On Wednesday, President Biden approved a disaster declaration for five counties in New Mexico impacted by ongoing wildfires. The declaration frees up federal funding to help support firefighting efforts in the state, as well as aid for temporary housing and other relief programs for people affected.
The megafire already ranks as the third largest ever recorded in New Mexico, and it has burned more land than all fires combined in the state during 2021. So far, it has destroyed at least 172 homes and forced thousands of people to evacuate. However, thousands more are staying put, even under evacuation orders. In Mora County, which has a population of 4,500, about 60% of residents haven’t left, according to a report by NBC News.
The blaze also threatens area’s rich cultural history, which extends much farther back than the United States itself, as reporting from the New York Times describes. The Calf Canyon/Hermits Peak blaze is barreling ever closer to Las Vegas, New Mexico, a city with a population of about 13,000.
Two other fires are burning nearby. First there’s the Cerro Pelado blaze that has swept through nearly 27,000 acres so far. Cerro Pelado’s fireline is less than 6 miles from the Los Alamos National Laboratory. That fire rapidly grew by more than 20% overnight. Then, there’s the Cooks Peak fire which has covered almost 60,000 acres so far.
The Hermits Peak fire began as a prescribed burn and was first declared a wildfire on April 6 after unexpected erratic winds caused it to spread. April is early for fires of this size in New Mexico, where fire season typically peaks in June.

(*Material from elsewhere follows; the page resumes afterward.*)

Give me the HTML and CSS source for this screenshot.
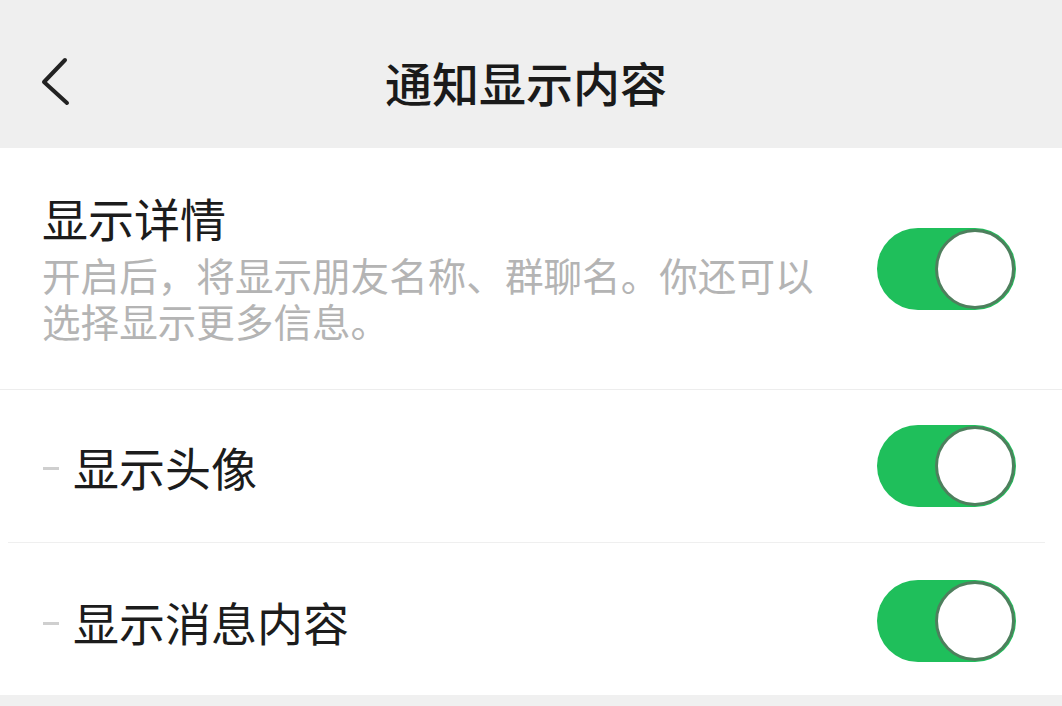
FILE: index.html
```html
<!DOCTYPE html>
<html lang="zh-CN">
<head>
<meta charset="utf-8">
<title>通知显示内容</title>
<link rel="stylesheet" href="styles.css">
</head>
<body>
<div class="page">
  <header class="nav">
    <div class="nav-left">
      <svg class="back" width="32" height="52" viewBox="0 0 32 52" aria-hidden="true">
        <path d="M25 4 L4 26 L27 47" fill="none" stroke="#222" stroke-width="4" stroke-linecap="round" stroke-linejoin="round"/>
      </svg>
    </div>
    <h1 class="nav-title">通知显示内容</h1>
    <div class="nav-right"></div>
  </header>
  <main class="list">
    <div class="row row-main">
      <div class="row-text">
        <div class="label">显示详情</div>
        <div class="desc">
          <div class="desc-line">开启后，将显示朋友名称、群聊名。你还可以</div>
          <div class="desc-line">选择显示更多信息。</div>
        </div>
      </div>
      <div class="switch"><span class="knob"></span></div>
    </div>
    <div class="row row-sub row-sub-first">
      <div class="label"><span class="dash"></span>显示头像</div>
      <div class="switch"><span class="knob"></span></div>
    </div>
    <div class="row row-sub row-sub-last">
      <div class="label"><span class="dash"></span>显示消息内容</div>
      <div class="switch"><span class="knob"></span></div>
    </div>
  </main>
  <div class="footer-band"></div>
</div>
</body>
</html>
```

FILE: styles.css
```css
* { box-sizing: border-box; }
html, body {
  margin: 0;
  padding: 0;
  background: #ffffff;
}
body {
  font-family: "Noto Sans CJK SC", "Noto Sans", sans-serif;
  width: 1062px;
  height: 706px;
  overflow: hidden;
}
.page {
  display: flex;
  flex-direction: column;
  height: 706px;
}
.nav {
  height: 148px;
  background: #efefef;
  padding-top: 16px;
  display: grid;
  grid-template-columns: 1fr auto 1fr;
  align-items: center;
}
.nav-left {
  padding-left: 40px;
  display: flex;
  align-items: center;
}
.back { display: block; }
.nav-title {
  margin: 0;
  font-size: 47px;
  line-height: 60px;
  font-weight: 500;
  color: #1a1a1a;
  transform: translateX(-5px);
}
.list {
  flex: 1;
  background: #ffffff;
  display: flex;
  flex-direction: column;
}
.row {
  display: flex;
  align-items: center;
  justify-content: space-between;
  padding-left: 42px;
  padding-right: 46px;
}
.row-main {
  height: 242px;
  padding-bottom: 8px;
  border-bottom: 1.5px solid #ededed;
}
.row-main .switch {
  margin-top: 8px;
}
.row-text {
  display: flex;
  flex-direction: column;
  gap: 4px;
}
.label {
  font-size: 46px;
  line-height: 60px;
  color: #1c1c1c;
  display: flex;
  align-items: center;
}
.desc {
  display: flex;
  flex-direction: column;
  gap: 0;
}
.desc-line {
  font-size: 38.6px;
  line-height: 46px;
  height: 46px;
  color: #b4b4b4;
  white-space: nowrap;
}
.row-sub {
  height: 153px;
  padding-left: 43px;
}
.row-sub-first {
  border-bottom: 1.5px solid #efefef;
  margin-left: 8px;
  margin-right: 17px;
  padding-left: 35px;
  padding-right: 29px;
}
.row-sub-last {
  height: 152px;
  padding-top: 4px;
}
.dash {
  display: inline-block;
  width: 16px;
  height: 3px;
  background: #cfcfcf;
  margin-right: 14px;
  margin-top: 4px;
}
.switch {
  width: 139px;
  height: 82px;
  border-radius: 41px;
  background: #1fbf5b;
  display: flex;
  align-items: center;
  justify-content: flex-end;
  padding: 1px;
}
.knob {
  width: 80px;
  height: 80px;
  border-radius: 50%;
  background: #ffffff;
  border: 3px solid #4e7f5d;
}
.footer-band {
  height: 11px;
  background: #f0f0f0;
}
```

Human-caused climate change has been making fire seasons longer, causing them to both begin earlier and end later in the year. Climate change exacerbates heat and drought, two major drivers of wildfires.
Another major driver is wind. Warm, dry, and very windy weather is expected to hit the region beginning on Saturday, with wind gusts starting up to 45 mph, and intensifying late into next week—potentially worsening the blaze. For now, a couple of days break in wind has allowed firefighters to set up another round of fire lines and other defenses on the outskirts of Las Vegas to help manage the blaze’s spread.
Almost 1,300 personnel have been assigned to fight the Calf Canyon/Hermits Peak fire, while around 2,000 wild land firefighters are working elsewhere in the state and country, according to the Associated Press. “The primary focus of firefighting efforts will be containment line construction around the perimeter of the fire, as well as structure protection throughout the fire area,” said the U.S. Forest Service in its Thursday update.
Correction 5/9/2022, 8:34 a.m. ET: A previous version of this article misstated the cause of the Calf Canyon fire. The Hermits Peak fire began as a prescribed burn that was declared a wildfire on April 6. The cause of the Calf Canyon fire is unknown.
Update 5/6/2022, 9:03 a.m. ET: This post has been updated with additional information from an NBC News report and an additional GIF from NOAA.